◆ **WHAT YOU ARE ASKED TO DO**: Leave out the images; return the rest of the data exactly.

◆ **INFORMATION PROVIDED**:
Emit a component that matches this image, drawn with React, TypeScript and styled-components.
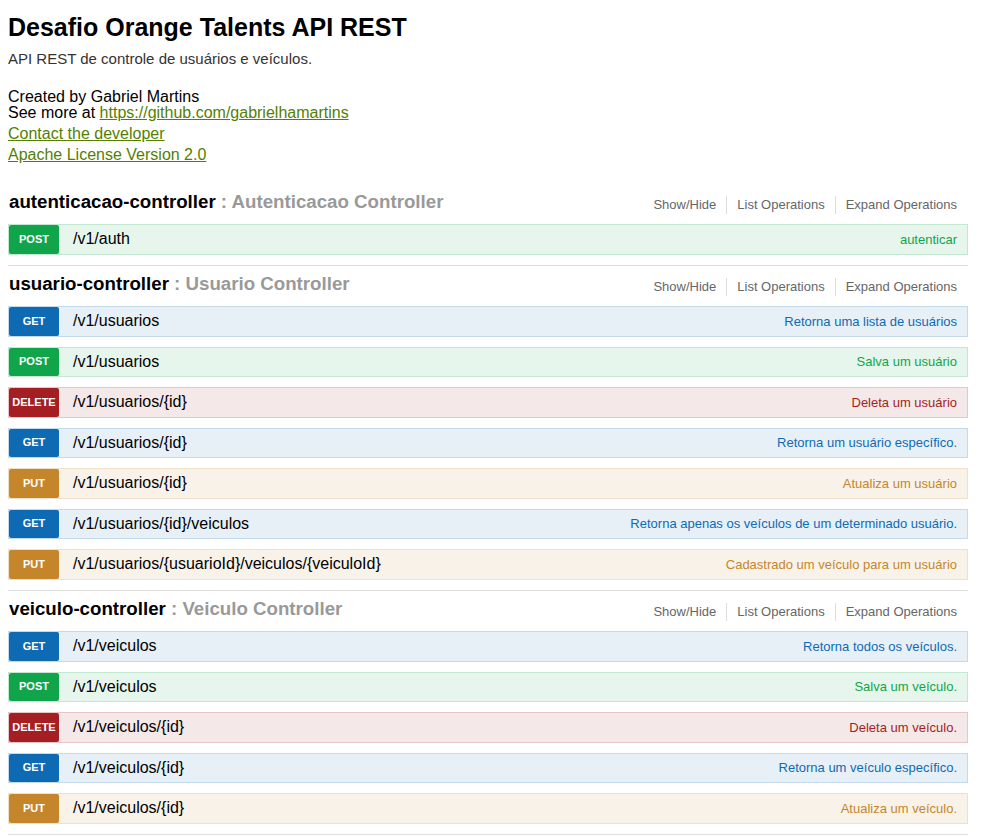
import React from "react";
import styled, { createGlobalStyle } from "styled-components";

const Global = createGlobalStyle`
  html, body { margin: 0; padding: 0; background: #ffffff; }
  body { font-family: "Liberation Sans", Arial, sans-serif; color: #000; }
`;

type Method = "GET" | "POST" | "PUT" | "DELETE";

const palette: Record<Method, { main: string; bg: string; border: string }> = {
  GET: { main: "#0f6ab4", bg: "#e7f0f7", border: "#c3d9ec" },
  POST: { main: "#10a54a", bg: "#e7f6ec", border: "#c3e8d1" },
  PUT: { main: "#c5862b", bg: "#f9f2e9", border: "#f0e0ca" },
  DELETE: { main: "#a41e22", bg: "#f5e8e8", border: "#e8c6c7" },
};

const Wrap = styled.div`
  width: 960px;
  margin: 0 0 0 8px;
  padding-top: 15px;
  line-height: 1;
`;

const Info = styled.div`
  display: flex;
  flex-direction: column;
  padding-bottom: 20.5px;
`;

const Title = styled.h1`
  margin: 0 0 11px;
  font-size: 25px;
  font-weight: bold;
  line-height: 1;
  color: #000;
`;

const Description = styled.p`
  margin: 0 0 23px;
  font-size: 15px;
  line-height: 1;
  color: #333;
`;

const InfoLine = styled.div<{ $gap?: number }>`
  font-size: 16px;
  line-height: 16px;
  margin-top: ${(p) => p.$gap ?? 0}px;
  color: #000;
`;

const Link = styled.a`
  color: #547f00;
  text-decoration: underline;
`;

const Section = styled.section`
  border-bottom: 1px solid #ddd;
`;

const Heading = styled.div`
  height: 40.5px;
  display: flex;
  align-items: center;
  justify-content: space-between;
  padding-bottom: 3px;
  box-sizing: border-box;
`;

const HeadingTitle = styled.h2`
  margin: 0;
  font-size: 18.7px;
  font-weight: bold;
  color: #999;
  padding-left: 1px;
`;

const HeadingName = styled.span`
  color: #000;
`;

const Options = styled.ul`
  list-style: none;
  margin: 6px 1px 0 0;
  padding: 0;
  display: flex;
  align-items: center;
`;

const Option = styled.li<{ $first?: boolean }>`
  font-size: 13px;
  color: #666;
  padding: 0 10px;
  border-left: ${(p) => (p.$first ? "none" : "1px solid #ddd")};
  line-height: 18px;
`;

const Row = styled.div<{ $m: Method }>`
  height: 30.5px;
  box-sizing: border-box;
  margin-bottom: 10px;
  display: flex;
  align-items: center;
  background: ${(p) => palette[p.$m].bg};
  border: 1px solid ${(p) => palette[p.$m].border};
`;

const Badge = styled.span<{ $m: Method }>`
  flex: 0 0 50px;
  align-self: stretch;
  display: flex;
  align-items: center;
  justify-content: center;
  background: ${(p) => palette[p.$m].main};
  color: #fff;
  font-size: 11px;
  font-weight: bold;
  border-radius: 2px;
  text-transform: uppercase;
`;

const Path = styled.span`
  padding-left: 14px;
  font-size: 16px;
  color: #000;
  flex: 1;
`;

const Summary = styled.span<{ $m: Method }>`
  font-size: 13px;
  color: ${(p) => palette[p.$m].main};
  padding-right: 10px;
`;

type Op = { m: Method; path: string; summary: string };
type Res = { name: string; label: string; ops: Op[] };

const resources: Res[] = [
  {
    name: "autenticacao-controller",
    label: "Autenticacao Controller",
    ops: [{ m: "POST", path: "/v1/auth", summary: "autenticar" }],
  },
  {
    name: "usuario-controller",
    label: "Usuario Controller",
    ops: [
      { m: "GET", path: "/v1/usuarios", summary: "Retorna uma lista de usuários" },
      { m: "POST", path: "/v1/usuarios", summary: "Salva um usuário" },
      { m: "DELETE", path: "/v1/usuarios/{id}", summary: "Deleta um usuário" },
      { m: "GET", path: "/v1/usuarios/{id}", summary: "Retorna um usuário específico." },
      { m: "PUT", path: "/v1/usuarios/{id}", summary: "Atualiza um usuário" },
      {
        m: "GET",
        path: "/v1/usuarios/{id}/veiculos",
        summary: "Retorna apenas os veículos de um determinado usuário.",
      },
      {
        m: "PUT",
        path: "/v1/usuarios/{usuarioId}/veiculos/{veiculoId}",
        summary: "Cadastrado um veículo para um usuário",
      },
    ],
  },
  {
    name: "veiculo-controller",
    label: "Veiculo Controller",
    ops: [
      { m: "GET", path: "/v1/veiculos", summary: "Retorna todos os veículos." },
      { m: "POST", path: "/v1/veiculos", summary: "Salva um veículo." },
      { m: "DELETE", path: "/v1/veiculos/{id}", summary: "Deleta um veículo." },
      { m: "GET", path: "/v1/veiculos/{id}", summary: "Retorna um veículo específico." },
      { m: "PUT", path: "/v1/veiculos/{id}", summary: "Atualiza um veículo." },
    ],
  },
];

export default function App() {
  return (
    <>
      <Global />
      <Wrap>
        <Info>
          <Title>Desafio Orange Talents API REST</Title>
          <Description>API REST de controle de usuários e veículos.</Description>
          <InfoLine>Created by Gabriel Martins</InfoLine>
          <InfoLine>
            See more at <Link href="#">https://github.com/gabrielhamartins</Link>
          </InfoLine>
          <InfoLine $gap={5}>
            <Link href="#">Contact the developer</Link>
          </InfoLine>
          <InfoLine $gap={5}>
            <Link href="#">Apache License Version 2.0</Link>
          </InfoLine>
        </Info>
        {resources.map((r) => (
          <Section key={r.name}>
            <Heading>
              <HeadingTitle>
                <HeadingName>{r.name}</HeadingName> : {r.label}
              </HeadingTitle>
              <Options>
                <Option $first>Show/Hide</Option>
                <Option>List Operations</Option>
                <Option>Expand Operations</Option>
              </Options>
            </Heading>
            {r.ops.map((o, i) => (
              <Row key={i} $m={o.m}>
                <Badge $m={o.m}>{o.m}</Badge>
                <Path>{o.path}</Path>
                <Summary $m={o.m}>{o.summary}</Summary>
              </Row>
            ))}
          </Section>
        ))}
      </Wrap>
    </>
  );
}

◆ **RESULT BELOW**:
Emit a component that matches this image, drawn with React, TypeScript and styled-components.
import React from "react";
import styled, { createGlobalStyle } from "styled-components";

const Global = createGlobalStyle`
  html, body { margin: 0; padding: 0; background: #ffffff; }
  body { font-family: "Liberation Sans", Arial, sans-serif; color: #000; }
`;

type Method = "GET" | "POST" | "PUT" | "DELETE";

const palette: Record<Method, { main: string; bg: string; border: string }> = {
  GET: { main: "#0f6ab4", bg: "#e7f0f7", border: "#c3d9ec" },
  POST: { main: "#10a54a", bg: "#e7f6ec", border: "#c3e8d1" },
  PUT: { main: "#c5862b", bg: "#f9f2e9", border: "#f0e0ca" },
  DELETE: { main: "#a41e22", bg: "#f5e8e8", border: "#e8c6c7" },
};

const Wrap = styled.div`
  width: 960px;
  margin: 0 0 0 8px;
  padding-top: 15px;
  line-height: 1;
`;

const Info = styled.div`
  display: flex;
  flex-direction: column;
  padding-bottom: 20.5px;
`;

const Title = styled.h1`
  margin: 0 0 11px;
  font-size: 25px;
  font-weight: bold;
  line-height: 1;
  color: #000;
`;

const Description = styled.p`
  margin: 0 0 23px;
  font-size: 15px;
  line-height: 1;
  color: #333;
`;

const InfoLine = styled.div<{ $gap?: number }>`
  font-size: 16px;
  line-height: 16px;
  margin-top: ${(p) => p.$gap ?? 0}px;
  color: #000;
`;

const Link = styled.a`
  color: #547f00;
  text-decoration: underline;
`;

const Section = styled.section`
  border-bottom: 1px solid #ddd;
`;

const Heading = styled.div`
  height: 40.5px;
  display: flex;
  align-items: center;
  justify-content: space-between;
  padding-bottom: 3px;
  box-sizing: border-box;
`;

const HeadingTitle = styled.h2`
  margin: 0;
  font-size: 18.7px;
  font-weight: bold;
  color: #999;
  padding-left: 1px;
`;

const HeadingName = styled.span`
  color: #000;
`;

const Options = styled.ul`
  list-style: none;
  margin: 6px 1px 0 0;
  padding: 0;
  display: flex;
  align-items: center;
`;

const Option = styled.li<{ $first?: boolean }>`
  font-size: 13px;
  color: #666;
  padding: 0 10px;
  border-left: ${(p) => (p.$first ? "none" : "1px solid #ddd")};
  line-height: 18px;
`;

const Row = styled.div<{ $m: Method }>`
  height: 30.5px;
  box-sizing: border-box;
  margin-bottom: 10px;
  display: flex;
  align-items: center;
  background: ${(p) => palette[p.$m].bg};
  border: 1px solid ${(p) => palette[p.$m].border};
`;

const Badge = styled.span<{ $m: Method }>`
  flex: 0 0 50px;
  align-self: stretch;
  display: flex;
  align-items: center;
  justify-content: center;
  background: ${(p) => palette[p.$m].main};
  color: #fff;
  font-size: 11px;
  font-weight: bold;
  border-radius: 2px;
  text-transform: uppercase;
`;

const Path = styled.span`
  padding-left: 14px;
  font-size: 16px;
  color: #000;
  flex: 1;
`;

const Summary = styled.span<{ $m: Method }>`
  font-size: 13px;
  color: ${(p) => palette[p.$m].main};
  padding-right: 10px;
`;

type Op = { m: Method; path: string; summary: string };
type Res = { name: string; label: string; ops: Op[] };

const resources: Res[] = [
  {
    name: "autenticacao-controller",
    label: "Autenticacao Controller",
    ops: [{ m: "POST", path: "/v1/auth", summary: "autenticar" }],
  },
  {
    name: "usuario-controller",
    label: "Usuario Controller",
    ops: [
      { m: "GET", path: "/v1/usuarios", summary: "Retorna uma lista de usuários" },
      { m: "POST", path: "/v1/usuarios", summary: "Salva um usuário" },
      { m: "DELETE", path: "/v1/usuarios/{id}", summary: "Deleta um usuário" },
      { m: "GET", path: "/v1/usuarios/{id}", summary: "Retorna um usuário específico." },
      { m: "PUT", path: "/v1/usuarios/{id}", summary: "Atualiza um usuário" },
      {
        m: "GET",
        path: "/v1/usuarios/{id}/veiculos",
        summary: "Retorna apenas os veículos de um determinado usuário.",
      },
      {
        m: "PUT",
        path: "/v1/usuarios/{usuarioId}/veiculos/{veiculoId}",
        summary: "Cadastrado um veículo para um usuário",
      },
    ],
  },
  {
    name: "veiculo-controller",
    label: "Veiculo Controller",
    ops: [
      { m: "GET", path: "/v1/veiculos", summary: "Retorna todos os veículos." },
      { m: "POST", path: "/v1/veiculos", summary: "Salva um veículo." },
      { m: "DELETE", path: "/v1/veiculos/{id}", summary: "Deleta um veículo." },
      { m: "GET", path: "/v1/veiculos/{id}", summary: "Retorna um veículo específico." },
      { m: "PUT", path: "/v1/veiculos/{id}", summary: "Atualiza um veículo." },
    ],
  },
];

export default function App() {
  return (
    <>
      <Global />
      <Wrap>
        <Info>
          <Title>Desafio Orange Talents API REST</Title>
          <Description>API REST de controle de usuários e veículos.</Description>
          <InfoLine>Created by Gabriel Martins</InfoLine>
          <InfoLine>
            See more at <Link href="#">https://github.com/gabrielhamartins</Link>
          </InfoLine>
          <InfoLine $gap={5}>
            <Link href="#">Contact the developer</Link>
          </InfoLine>
          <InfoLine $gap={5}>
            <Link href="#">Apache License Version 2.0</Link>
          </InfoLine>
        </Info>
        {resources.map((r) => (
          <Section key={r.name}>
            <Heading>
              <HeadingTitle>
                <HeadingName>{r.name}</HeadingName> : {r.label}
              </HeadingTitle>
              <Options>
                <Option $first>Show/Hide</Option>
                <Option>List Operations</Option>
                <Option>Expand Operations</Option>
              </Options>
            </Heading>
            {r.ops.map((o, i) => (
              <Row key={i} $m={o.m}>
                <Badge $m={o.m}>{o.m}</Badge>
                <Path>{o.path}</Path>
                <Summary $m={o.m}>{o.summary}</Summary>
              </Row>
            ))}
          </Section>
        ))}
      </Wrap>
    </>
  );
}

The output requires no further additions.